Regional development parity must for sustainability

Urban planners observe

Despite national development growth, poverty has increased simultaneously in the country with disparity in regional development and per capita income, said leading urban planners citing a research finding in the capital yesterday.

According to official information, poverty has increased in ten districts of the northern region, including five districts in Rangpur division alone, said Prof Adil Mohammed Khan, general secretary of Bangladesh Institute of Planners (BIP).

The districts are Kurigram, Rangpur, Dinajpur, Gaibandha and Lalmonirhat.

“The country’s poorest people live in Kurigram, with 71 percent people living in poverty in the district,” said Khan while presenting the findings.

Dinajpur stands second in poverty rate with 64 percent people under the poverty line.

The other five poverty-stricken districts are Bandarban, Khagrachhari, Jamalpur, Kishoreganj and Magura.       

BIP organised a press conference to share the findings of a research on “Comparative regional development analysis” at its premises.

As a result of disparity in development, Dhaka, Chattogram and Sylhet divisions have experienced uneven development growth compared to Rangpur division, which has three times more poverty than those three divisions, the research said citing Bangladesh Bureau of Statistics.

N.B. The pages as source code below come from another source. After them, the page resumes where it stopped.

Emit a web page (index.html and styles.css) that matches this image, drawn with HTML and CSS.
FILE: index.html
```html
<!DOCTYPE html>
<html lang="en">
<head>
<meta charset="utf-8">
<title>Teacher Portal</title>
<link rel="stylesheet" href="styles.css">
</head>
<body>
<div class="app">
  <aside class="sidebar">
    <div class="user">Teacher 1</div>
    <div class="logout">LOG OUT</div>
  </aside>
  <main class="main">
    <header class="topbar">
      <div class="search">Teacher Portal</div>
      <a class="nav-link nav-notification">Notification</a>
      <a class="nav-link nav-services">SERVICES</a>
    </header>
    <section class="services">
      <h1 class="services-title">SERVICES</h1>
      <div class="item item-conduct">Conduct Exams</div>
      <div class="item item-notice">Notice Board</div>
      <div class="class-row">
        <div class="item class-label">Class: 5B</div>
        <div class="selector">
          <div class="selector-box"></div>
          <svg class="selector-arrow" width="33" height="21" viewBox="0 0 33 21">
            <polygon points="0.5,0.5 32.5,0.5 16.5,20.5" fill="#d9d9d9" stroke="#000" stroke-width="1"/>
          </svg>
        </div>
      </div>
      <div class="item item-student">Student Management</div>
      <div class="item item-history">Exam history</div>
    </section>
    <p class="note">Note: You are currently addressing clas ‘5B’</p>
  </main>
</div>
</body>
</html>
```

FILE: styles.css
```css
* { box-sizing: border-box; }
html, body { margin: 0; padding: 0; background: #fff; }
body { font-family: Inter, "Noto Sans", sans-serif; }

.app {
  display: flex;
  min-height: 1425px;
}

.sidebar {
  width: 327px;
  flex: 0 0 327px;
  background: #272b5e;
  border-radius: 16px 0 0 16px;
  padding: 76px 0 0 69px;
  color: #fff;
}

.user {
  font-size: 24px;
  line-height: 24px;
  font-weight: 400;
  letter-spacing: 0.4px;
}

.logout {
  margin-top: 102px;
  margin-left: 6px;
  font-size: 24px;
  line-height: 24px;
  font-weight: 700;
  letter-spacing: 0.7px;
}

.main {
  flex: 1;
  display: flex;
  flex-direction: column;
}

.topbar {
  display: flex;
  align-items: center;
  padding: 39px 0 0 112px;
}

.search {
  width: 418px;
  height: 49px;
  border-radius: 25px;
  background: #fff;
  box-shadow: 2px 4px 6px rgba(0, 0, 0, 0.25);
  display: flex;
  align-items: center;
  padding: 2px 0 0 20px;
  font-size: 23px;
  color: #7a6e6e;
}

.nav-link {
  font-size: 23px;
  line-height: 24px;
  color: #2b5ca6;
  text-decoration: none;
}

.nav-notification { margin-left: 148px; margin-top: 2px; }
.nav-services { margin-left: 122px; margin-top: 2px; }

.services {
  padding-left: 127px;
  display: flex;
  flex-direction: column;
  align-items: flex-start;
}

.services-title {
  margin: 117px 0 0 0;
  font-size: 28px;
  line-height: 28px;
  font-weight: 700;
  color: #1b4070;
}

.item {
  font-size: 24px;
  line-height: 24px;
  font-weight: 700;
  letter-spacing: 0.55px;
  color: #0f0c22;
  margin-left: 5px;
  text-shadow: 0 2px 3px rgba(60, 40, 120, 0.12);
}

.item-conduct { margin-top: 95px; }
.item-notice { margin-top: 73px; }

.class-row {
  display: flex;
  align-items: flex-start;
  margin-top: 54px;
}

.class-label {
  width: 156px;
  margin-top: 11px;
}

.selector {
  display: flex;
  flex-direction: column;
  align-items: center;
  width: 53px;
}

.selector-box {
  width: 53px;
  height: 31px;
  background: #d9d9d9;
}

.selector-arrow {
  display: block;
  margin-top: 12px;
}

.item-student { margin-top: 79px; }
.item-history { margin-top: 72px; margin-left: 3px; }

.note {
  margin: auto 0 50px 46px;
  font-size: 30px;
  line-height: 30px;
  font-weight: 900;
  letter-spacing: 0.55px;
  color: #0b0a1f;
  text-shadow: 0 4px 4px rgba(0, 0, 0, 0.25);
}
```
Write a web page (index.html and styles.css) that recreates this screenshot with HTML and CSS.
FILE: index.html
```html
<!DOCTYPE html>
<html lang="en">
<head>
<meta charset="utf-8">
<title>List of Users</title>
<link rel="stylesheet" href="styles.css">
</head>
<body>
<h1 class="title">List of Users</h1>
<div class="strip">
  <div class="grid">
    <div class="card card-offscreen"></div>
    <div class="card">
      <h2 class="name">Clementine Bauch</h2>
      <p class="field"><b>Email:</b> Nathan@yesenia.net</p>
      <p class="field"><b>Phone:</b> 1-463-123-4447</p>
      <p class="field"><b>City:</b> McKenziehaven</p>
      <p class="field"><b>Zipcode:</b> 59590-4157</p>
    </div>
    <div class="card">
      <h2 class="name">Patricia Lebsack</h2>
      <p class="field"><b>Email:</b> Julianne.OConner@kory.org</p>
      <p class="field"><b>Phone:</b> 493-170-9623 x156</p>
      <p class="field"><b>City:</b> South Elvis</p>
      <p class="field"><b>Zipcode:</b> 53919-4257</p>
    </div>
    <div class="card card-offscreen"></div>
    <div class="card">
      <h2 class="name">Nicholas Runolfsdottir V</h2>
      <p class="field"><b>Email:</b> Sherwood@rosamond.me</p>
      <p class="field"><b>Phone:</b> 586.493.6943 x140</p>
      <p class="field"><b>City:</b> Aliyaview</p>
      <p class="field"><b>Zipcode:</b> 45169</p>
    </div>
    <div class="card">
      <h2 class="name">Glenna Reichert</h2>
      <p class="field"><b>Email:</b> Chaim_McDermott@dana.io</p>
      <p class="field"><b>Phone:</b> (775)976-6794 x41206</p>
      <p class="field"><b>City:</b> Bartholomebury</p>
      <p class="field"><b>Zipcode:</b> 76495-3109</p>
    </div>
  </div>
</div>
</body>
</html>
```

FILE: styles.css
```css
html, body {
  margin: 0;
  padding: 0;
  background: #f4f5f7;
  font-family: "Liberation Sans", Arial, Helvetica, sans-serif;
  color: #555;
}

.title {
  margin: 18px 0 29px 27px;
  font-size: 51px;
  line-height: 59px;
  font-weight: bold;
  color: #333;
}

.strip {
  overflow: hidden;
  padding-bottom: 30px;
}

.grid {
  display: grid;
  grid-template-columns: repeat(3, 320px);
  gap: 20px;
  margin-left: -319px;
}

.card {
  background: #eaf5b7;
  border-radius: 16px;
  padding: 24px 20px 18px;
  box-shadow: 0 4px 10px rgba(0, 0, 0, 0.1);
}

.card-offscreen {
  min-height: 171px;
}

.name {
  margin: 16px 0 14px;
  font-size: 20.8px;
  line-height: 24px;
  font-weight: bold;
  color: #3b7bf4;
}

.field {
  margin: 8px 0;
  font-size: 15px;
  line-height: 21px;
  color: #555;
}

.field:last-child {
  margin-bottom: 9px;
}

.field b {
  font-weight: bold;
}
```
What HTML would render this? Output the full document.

Now, in keeping with the country’s constitutional obligation, an even allocation of annual development is a must to alleviate regional development disparity, said Khan.

BIP vice-president Prof Md. Akter Mahmud said that an imbalance and disparity of development have occurred thanks to centralised allocation of resources in certain chosen regions on political consideration.

“As a result, poverty and regional development disparity have grown consistently,” he said, “It is time to look into the pattern of public expenditure for a national development parity.”

In the country’s annual development programme, Dhaka district gets 47 percent allocation, Chattogram 24 percent while Rangpur 1.79 percent, according to the research work based on data of annual development programme budget for five years since 2012-13 fiscal.

The research was jointly carried out by town planners Mamnunnah Jobaid and Prof Adil Mohammed Khan and was presented at a Yale University conference this year titled “Bangladesh in the Next 30 Years: Challenges and Prospects”.